Wednesday, December 18th, 2013

Stanene — atom-thick tin — is a topological insulator:

While the interior of such a material is an electrical insulator, the outside edges and surfaces are electrically conductive. If exploited properly, this weird property of topological insulators can make it possible for electrons to flow without resistance.

To understand, an explanation of how electrons move in topological insulators is needed. Like tiny twirling bar magnets with north and south poles, electrons spin as they move around in a material. When electrons move around in the surfaces and edges of topological insulators, the direction of their spin becomes aligned with the direction of their flow. A consequence of this effect — known as the quantum spin Hall state — is that flowing electrons can’t easily reverse direction. That is true even if they hit an impurity within the material — an event that in normal conductors causes electrons to scatter backwards and dissipate energy.

When electrons travel along the surface of a three-dimensional topological insulator, they generally can’t bounce backwards, but they can still jostle each other sideways, wasting energy. But in two-dimensional topological insulators — surfaces that are just one atom thick — flowing electrons become restricted to a single lane, eliminating all interference. Recent experiments confirm that electrons can zip along the edges of flat topological insulators with 100 percent efficiency.

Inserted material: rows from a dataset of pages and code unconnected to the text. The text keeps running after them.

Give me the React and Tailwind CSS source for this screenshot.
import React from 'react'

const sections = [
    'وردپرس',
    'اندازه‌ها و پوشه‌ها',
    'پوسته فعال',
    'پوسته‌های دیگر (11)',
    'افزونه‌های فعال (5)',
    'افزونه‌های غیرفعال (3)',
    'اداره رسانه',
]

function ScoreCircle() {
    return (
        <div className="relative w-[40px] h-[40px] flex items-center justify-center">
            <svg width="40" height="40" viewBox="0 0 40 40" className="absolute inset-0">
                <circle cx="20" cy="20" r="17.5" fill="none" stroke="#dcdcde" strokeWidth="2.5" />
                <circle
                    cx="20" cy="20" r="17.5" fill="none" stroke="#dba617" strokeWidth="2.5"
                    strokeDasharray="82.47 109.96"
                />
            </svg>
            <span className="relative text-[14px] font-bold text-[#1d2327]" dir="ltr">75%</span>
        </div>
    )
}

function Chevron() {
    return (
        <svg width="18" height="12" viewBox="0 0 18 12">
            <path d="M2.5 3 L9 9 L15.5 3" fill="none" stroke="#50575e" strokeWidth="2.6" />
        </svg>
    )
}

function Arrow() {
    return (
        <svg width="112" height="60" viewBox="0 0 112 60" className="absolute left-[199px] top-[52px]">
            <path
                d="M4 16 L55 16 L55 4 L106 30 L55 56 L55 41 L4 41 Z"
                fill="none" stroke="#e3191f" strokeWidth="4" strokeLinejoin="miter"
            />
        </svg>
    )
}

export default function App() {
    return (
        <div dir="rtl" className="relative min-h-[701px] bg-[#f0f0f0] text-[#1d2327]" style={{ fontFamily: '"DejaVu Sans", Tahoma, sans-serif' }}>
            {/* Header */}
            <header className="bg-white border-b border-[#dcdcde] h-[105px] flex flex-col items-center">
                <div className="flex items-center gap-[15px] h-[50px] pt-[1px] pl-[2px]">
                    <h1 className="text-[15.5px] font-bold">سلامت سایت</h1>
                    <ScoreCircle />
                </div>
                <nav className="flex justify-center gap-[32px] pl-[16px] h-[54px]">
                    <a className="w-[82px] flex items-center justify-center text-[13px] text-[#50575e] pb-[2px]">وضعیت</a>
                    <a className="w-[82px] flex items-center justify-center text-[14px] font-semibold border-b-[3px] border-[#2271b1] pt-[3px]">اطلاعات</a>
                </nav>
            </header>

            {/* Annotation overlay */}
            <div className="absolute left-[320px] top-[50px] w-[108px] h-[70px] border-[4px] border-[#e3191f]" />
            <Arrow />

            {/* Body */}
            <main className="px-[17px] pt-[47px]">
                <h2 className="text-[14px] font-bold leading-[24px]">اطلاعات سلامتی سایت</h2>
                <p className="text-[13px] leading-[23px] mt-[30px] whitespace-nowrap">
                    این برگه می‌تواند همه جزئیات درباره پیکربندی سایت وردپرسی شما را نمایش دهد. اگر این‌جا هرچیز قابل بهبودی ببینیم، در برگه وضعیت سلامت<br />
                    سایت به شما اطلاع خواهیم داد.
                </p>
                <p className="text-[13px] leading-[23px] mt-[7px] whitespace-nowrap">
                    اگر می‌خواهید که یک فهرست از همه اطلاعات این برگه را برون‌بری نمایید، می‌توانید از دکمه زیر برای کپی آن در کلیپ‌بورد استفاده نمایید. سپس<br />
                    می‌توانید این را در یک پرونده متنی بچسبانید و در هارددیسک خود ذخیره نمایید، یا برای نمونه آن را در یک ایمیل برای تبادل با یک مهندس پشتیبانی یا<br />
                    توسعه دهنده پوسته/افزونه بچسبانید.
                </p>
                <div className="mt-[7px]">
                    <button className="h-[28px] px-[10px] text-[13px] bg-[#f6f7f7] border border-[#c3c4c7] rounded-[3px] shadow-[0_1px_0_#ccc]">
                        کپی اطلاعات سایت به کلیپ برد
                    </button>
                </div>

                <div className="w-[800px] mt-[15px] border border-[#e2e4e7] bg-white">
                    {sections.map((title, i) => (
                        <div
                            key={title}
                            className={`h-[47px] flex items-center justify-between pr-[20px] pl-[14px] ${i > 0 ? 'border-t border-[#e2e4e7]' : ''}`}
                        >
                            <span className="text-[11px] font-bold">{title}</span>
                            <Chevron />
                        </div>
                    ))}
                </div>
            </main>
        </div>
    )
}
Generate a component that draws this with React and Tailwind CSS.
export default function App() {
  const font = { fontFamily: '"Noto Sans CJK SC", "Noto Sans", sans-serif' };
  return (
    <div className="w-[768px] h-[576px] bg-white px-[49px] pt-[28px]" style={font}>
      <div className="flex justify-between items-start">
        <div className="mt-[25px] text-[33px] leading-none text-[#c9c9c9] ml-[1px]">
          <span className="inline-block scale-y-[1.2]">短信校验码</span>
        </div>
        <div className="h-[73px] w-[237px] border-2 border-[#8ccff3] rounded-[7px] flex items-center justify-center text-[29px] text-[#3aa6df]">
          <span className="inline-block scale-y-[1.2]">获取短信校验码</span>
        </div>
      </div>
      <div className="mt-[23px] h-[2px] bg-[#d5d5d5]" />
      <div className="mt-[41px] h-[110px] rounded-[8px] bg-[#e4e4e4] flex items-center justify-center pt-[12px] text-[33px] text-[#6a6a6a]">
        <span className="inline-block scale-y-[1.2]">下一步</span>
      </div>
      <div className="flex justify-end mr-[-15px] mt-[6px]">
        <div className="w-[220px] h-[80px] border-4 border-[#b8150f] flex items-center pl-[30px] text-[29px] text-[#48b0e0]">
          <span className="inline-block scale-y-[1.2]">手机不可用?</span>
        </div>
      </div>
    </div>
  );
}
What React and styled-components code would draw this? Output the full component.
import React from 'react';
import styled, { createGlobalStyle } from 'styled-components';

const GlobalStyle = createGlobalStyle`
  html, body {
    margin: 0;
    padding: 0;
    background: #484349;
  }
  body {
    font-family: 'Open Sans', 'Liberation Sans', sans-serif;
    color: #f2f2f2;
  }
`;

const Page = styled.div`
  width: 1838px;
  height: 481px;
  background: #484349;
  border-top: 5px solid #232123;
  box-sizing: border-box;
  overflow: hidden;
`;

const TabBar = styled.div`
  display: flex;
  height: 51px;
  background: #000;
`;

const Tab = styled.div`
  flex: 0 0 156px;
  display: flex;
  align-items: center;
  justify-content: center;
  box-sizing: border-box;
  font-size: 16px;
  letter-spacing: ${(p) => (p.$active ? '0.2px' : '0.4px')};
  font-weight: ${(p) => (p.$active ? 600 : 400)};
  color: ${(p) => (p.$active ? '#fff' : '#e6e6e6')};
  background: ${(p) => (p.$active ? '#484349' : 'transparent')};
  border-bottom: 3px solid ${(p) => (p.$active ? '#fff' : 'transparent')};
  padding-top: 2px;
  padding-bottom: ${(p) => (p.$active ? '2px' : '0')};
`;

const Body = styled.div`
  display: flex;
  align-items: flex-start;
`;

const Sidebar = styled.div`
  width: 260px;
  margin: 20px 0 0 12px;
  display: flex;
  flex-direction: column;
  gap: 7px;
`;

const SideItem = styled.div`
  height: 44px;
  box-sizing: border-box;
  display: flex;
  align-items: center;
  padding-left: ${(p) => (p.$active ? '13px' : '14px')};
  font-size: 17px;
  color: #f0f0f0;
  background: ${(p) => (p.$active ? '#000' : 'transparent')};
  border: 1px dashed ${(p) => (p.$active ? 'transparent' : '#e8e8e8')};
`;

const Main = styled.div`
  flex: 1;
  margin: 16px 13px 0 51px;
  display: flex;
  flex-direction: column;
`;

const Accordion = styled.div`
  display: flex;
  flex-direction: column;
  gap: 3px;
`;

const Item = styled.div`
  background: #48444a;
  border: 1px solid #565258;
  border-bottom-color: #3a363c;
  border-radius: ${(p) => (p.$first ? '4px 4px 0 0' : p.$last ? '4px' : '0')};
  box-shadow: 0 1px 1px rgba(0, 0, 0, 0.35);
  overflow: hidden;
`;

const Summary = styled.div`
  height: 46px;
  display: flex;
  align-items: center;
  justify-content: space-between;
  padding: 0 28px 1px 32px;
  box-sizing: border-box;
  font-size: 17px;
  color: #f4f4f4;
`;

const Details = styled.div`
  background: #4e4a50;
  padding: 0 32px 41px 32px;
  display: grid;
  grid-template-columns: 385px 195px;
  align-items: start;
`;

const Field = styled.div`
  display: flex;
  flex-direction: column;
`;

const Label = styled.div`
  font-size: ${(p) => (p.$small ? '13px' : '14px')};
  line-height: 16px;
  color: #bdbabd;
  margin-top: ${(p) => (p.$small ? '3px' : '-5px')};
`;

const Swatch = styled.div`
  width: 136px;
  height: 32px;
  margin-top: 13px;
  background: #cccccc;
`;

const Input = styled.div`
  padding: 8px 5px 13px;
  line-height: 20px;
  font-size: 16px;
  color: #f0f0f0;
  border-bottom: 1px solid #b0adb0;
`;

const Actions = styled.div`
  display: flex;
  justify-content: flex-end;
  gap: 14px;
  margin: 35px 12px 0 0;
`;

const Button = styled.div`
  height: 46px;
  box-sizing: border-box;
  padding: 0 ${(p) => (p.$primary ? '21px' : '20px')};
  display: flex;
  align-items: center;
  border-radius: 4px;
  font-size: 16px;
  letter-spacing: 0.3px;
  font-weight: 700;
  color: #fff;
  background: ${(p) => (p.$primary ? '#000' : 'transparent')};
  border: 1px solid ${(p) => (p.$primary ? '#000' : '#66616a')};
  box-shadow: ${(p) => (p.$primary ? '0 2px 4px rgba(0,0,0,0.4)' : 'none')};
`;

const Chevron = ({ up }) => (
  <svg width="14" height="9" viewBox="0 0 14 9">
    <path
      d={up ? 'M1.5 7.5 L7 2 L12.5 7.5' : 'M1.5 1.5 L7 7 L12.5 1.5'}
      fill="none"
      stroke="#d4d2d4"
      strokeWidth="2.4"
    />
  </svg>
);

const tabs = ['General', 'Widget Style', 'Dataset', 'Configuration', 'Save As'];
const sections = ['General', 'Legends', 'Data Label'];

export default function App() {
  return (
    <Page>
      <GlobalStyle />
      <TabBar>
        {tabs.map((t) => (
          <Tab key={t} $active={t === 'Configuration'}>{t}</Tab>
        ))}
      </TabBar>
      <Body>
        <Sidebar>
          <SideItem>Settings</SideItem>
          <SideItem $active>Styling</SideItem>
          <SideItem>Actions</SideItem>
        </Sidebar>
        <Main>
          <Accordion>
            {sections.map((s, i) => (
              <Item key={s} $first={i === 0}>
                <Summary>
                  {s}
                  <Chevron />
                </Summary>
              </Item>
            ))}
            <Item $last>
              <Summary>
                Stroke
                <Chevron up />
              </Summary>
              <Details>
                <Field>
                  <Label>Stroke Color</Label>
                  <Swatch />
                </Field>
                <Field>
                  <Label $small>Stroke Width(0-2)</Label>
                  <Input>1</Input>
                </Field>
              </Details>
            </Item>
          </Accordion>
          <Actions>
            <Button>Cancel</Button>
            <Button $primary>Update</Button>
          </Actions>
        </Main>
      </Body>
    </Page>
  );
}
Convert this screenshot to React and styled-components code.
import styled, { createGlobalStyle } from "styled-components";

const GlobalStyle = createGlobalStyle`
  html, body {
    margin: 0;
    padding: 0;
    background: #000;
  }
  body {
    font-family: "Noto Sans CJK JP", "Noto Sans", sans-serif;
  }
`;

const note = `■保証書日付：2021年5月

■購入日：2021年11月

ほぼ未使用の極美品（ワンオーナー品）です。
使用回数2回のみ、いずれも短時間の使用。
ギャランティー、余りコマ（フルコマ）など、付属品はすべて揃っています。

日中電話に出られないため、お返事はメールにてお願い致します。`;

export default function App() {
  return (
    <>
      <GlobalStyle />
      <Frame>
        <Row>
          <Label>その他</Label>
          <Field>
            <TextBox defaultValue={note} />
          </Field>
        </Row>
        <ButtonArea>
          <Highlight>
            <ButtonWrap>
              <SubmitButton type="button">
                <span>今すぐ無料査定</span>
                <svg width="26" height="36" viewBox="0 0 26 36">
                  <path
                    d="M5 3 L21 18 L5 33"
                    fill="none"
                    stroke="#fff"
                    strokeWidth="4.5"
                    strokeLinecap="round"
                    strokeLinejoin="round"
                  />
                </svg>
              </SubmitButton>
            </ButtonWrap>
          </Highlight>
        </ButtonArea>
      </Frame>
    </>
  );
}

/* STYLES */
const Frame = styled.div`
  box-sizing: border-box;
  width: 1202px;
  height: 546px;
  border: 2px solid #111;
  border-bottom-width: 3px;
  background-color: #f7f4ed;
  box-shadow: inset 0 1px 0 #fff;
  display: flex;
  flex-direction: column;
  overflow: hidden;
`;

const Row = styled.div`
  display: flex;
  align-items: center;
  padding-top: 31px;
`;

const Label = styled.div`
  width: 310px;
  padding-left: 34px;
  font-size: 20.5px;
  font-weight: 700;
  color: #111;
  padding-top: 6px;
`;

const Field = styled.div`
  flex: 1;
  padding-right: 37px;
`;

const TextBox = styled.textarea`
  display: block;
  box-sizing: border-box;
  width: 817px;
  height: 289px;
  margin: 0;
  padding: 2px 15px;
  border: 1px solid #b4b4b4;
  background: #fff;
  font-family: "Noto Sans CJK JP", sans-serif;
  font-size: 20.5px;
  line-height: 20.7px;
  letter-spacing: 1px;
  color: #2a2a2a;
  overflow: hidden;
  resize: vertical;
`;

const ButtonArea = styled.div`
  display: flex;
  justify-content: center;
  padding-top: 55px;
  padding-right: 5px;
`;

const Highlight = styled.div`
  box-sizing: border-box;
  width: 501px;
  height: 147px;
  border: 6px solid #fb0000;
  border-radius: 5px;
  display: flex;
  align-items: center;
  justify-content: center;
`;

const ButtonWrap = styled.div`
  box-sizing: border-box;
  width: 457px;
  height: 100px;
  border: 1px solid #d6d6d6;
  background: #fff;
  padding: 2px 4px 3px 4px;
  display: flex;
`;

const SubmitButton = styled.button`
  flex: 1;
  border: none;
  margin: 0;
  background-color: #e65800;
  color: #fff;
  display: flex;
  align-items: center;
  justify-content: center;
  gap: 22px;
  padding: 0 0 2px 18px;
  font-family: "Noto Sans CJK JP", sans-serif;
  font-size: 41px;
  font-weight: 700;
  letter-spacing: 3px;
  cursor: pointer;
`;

In the past decade, researchers have made topological insulators from compounds of electron-rich, heavy elements including mercury, bismuth, antimony, tellurium and selenium. None of them were perfect conductors of electricity at room temperature. Then Stanford University theoretical physicist Shoucheng Zhang and colleagues decided to investigate tin, a similarly electron-rich, heavy element. The team’s calculations suggest that single-atom layers of tin are topological insulators where electrons flow perfectly at and above room temperature.